(From a Christmas party in 2014 - I am on the far left.)
I remember talking a few months ago with my writing coach about this site. I had just published my first story. I told him that I hated writing and talking about myself.
"People have to get to know you," he said.
"Do they though?" I asked.
"Well, do you buy books from people who might be jerks?"
"I have a Master's in Theology. I'm buying books from jerks all the time."
"I mean, I see a theologian's Twitter and me and my friends ignore all the red flags and then we act surprised when we don't like the book. It's a thing we have."
"That's not something normal people do. You know that, right?"
I chuckled nervously, "Yeah, I know all about that. Normal things. Those are my favorite."
He has these moments with me every other week. I told him upfront that I don't hire cowards, so it's on him for sticking around this long.
So on that note, I recently watched the very first sermon I gave at the start of the pandemic. I had a mess of a curly hair and long beard. No stress wrinkles in the face yet, and I was way too dependent on the notes. But other than that, I am happy to say I wasn't embarrassed by what I preached. I'm not sure what I could've said differently given the time.
I had no idea how much life would dramatically change that year, or even this year.
This year was a wonderful and, at the same time, chaotic for me. If you told me last year that I would be writing about myself in a Chicagoland house while listening to the wind outside, I don't know if I would've fully believed you.
I had a friend named Steve who passed on unexpectedly this year. In February, I had one last good conversation with him. He was someone who I knew since I was a teenager, and we connected on a somewhat regular basis.
Steve asked me what happened to my plans to go to film school or write fiction.
"I got involved in religion," I said.
"Jesus doesn't like stories?" Steve asked. "Man, that's weird. Don't remember that one in the New Testament. I knew you when you were a kid, bud. You loved stories and movies. You blasted Bad Religion and Social Distortion all the time. You're so boring now."
We both laughed.
Me: "I do those things as a pastor though. I don't see how fiction fits into that."
Steve: "Ah, yes. You're too busy being God's mouthpiece. Something tells me chasing your childhood dreams would do you some good. Just go for it, man. Take it from a quasi-Buddhist: Jesus would want you to write stories. Stop being lame and grumpy and write already."
I didn't really listen to that advice until this year. It was one of the most terrifying and exciting things I did in a long time. He was alive long enough to see my first story published.
So, if you were to ask me what I learned the most this year, I would say that intentional friendships are vital.
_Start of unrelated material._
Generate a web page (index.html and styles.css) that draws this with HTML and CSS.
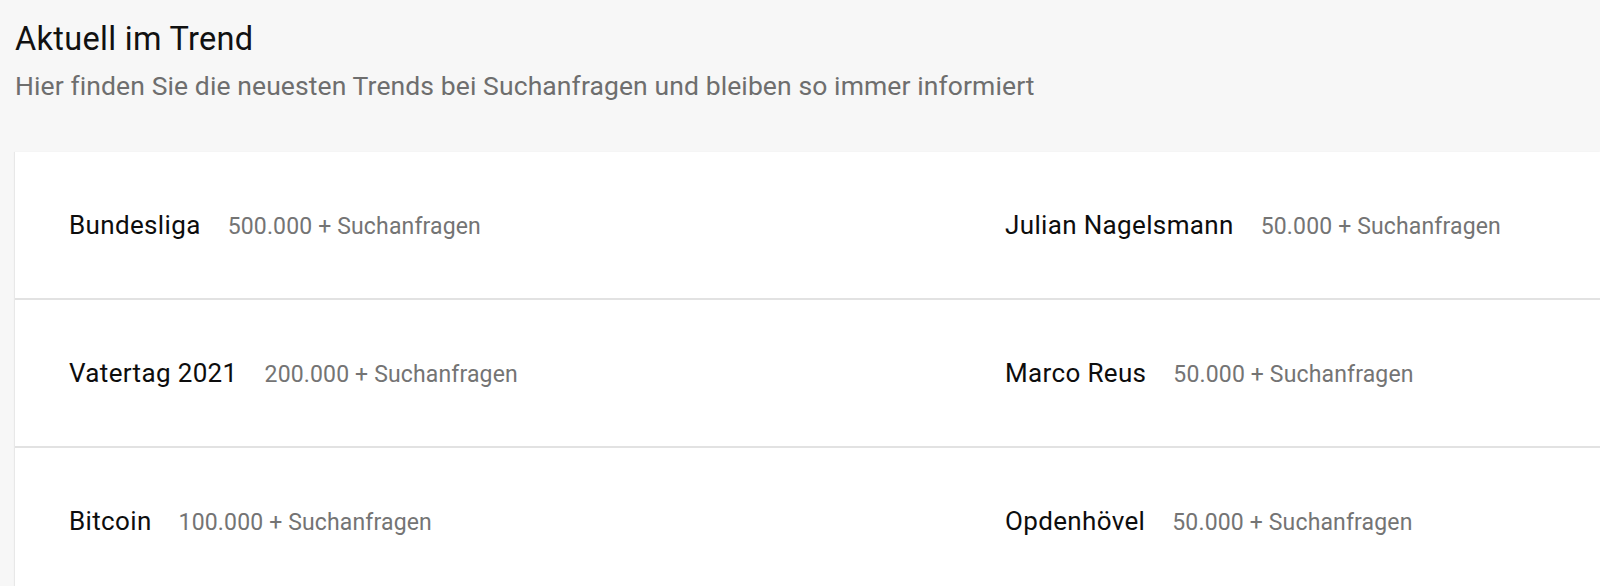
FILE: index.html
```html
<!DOCTYPE html>
<html lang="de">
<head>
<meta charset="utf-8">
<title>Aktuell im Trend</title>
<link rel="stylesheet" href="styles.css">
</head>
<body>
<header class="intro">
  <h1 class="title">Aktuell im Trend</h1>
  <p class="subtitle">Hier finden Sie die neuesten Trends bei Suchanfragen und bleiben so immer informiert</p>
</header>
<section class="card">
  <div class="row">
    <div class="item"><span class="name">Bundesliga</span><span class="count">500.000 + Suchanfragen</span></div>
    <div class="item"><span class="name">Julian Nagelsmann</span><span class="count">50.000 + Suchanfragen</span></div>
  </div>
  <div class="row">
    <div class="item"><span class="name">Vatertag 2021</span><span class="count">200.000 + Suchanfragen</span></div>
    <div class="item"><span class="name">Marco Reus</span><span class="count">50.000 + Suchanfragen</span></div>
  </div>
  <div class="row">
    <div class="item"><span class="name">Bitcoin</span><span class="count">100.000 + Suchanfragen</span></div>
    <div class="item"><span class="name">Opdenhövel</span><span class="count">50.000 + Suchanfragen</span></div>
  </div>
</section>
</body>
</html>
```
FILE: styles.css
```css
html, body {
  margin: 0;
  padding: 0;
  background: #f7f7f7;
  overflow: hidden;
}
body {
  font-family: Roboto, "Liberation Sans", Arial, sans-serif;
  color: #111111;
  width: 1600px;
  height: 586px;
}
.intro {
  padding: 20px 15px 0 15px;
}
.title {
  margin: 0;
  font-size: 32.5px;
  line-height: 38px;
  font-weight: 400;
  letter-spacing: 0.3px;
  color: #111111;
}
.subtitle {
  margin: 14px 0 0 0;
  font-size: 26.5px;
  line-height: 28px;
  letter-spacing: 0.1px;
  color: #6e6e6e;
}
.card {
  margin: 52px 0 0 15px;
  background: #ffffff;
  box-shadow: -1px 0 1px rgba(0, 0, 0, 0.06);
}
.row {
  display: grid;
  grid-template-columns: 936px 1fr;
  height: 146px;
  box-sizing: content-box;
  align-items: center;
  padding: 0 54px;
  border-bottom: 2px solid #e2e2e2;
}
.item {
  display: flex;
  align-items: baseline;
  white-space: nowrap;
  padding-top: 1px;
}
.name {
  font-size: 26px;
  line-height: 28px;
  letter-spacing: 0.35px;
  color: #0d0d0d;
}
.count {
  margin-left: 27px;
  font-size: 23px;
  line-height: 28px;
  letter-spacing: 0.15px;
  color: #747474;
}
```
Surround yourself with people who want nothing but the best for you.
The gift of friendship is not something that's really celebrated enough, especially in church circles. This year, I learned how amazing my weird community is and how it continues to grow. Good friends push you to be the best version of yourself, whatever that looks like. God puts them there for a reason. Cherish them while you can, because nothing is ever guaranteed.
I will always be grateful for Steve's friendship, because he knew how to communicate in my religious language despite him not being a Christian. He saw the good faith did in my life, and didn't discourage it. He gave me, in some ways, a great model for how to communicate with people.
So as 2022 comes in, I am going to continue investing in deeper friendships and make connections with people I wouldn't make connections with. I wouldn't trade the people in my life who stayed the course for anything else. God used them to help lead me here, and for that I am deeply grateful.
With all of that being said, I bid farewell to 2021: what began as a rough year turned into one of the most memorable and formative years of my life. I'm going to celebrate it with intentionality and a forward-looking posture.
I don't know what lies in store for me in 2022.
As far as creativity is concerned, I still have two nonfiction book projects and a potential novel project in the files. I will be experimenting with poetry and standup comedy. I will continue writing short stories as they come to me.
Beyond that, I will be graduating in 2022 with a Graduate Certificate in Anabaptist Studies and then in 2023 I will be officially done with school forever when I get my Doctorate of Ministry.
But as for today, which is all I will know in this moment, I will choose to live into forgiveness, mercy, and hope.
And maybe today I won't pick up a book written by a jerk.
It's what Jesus and Steve would want me to do... and it'll cause me less stress wrinkles.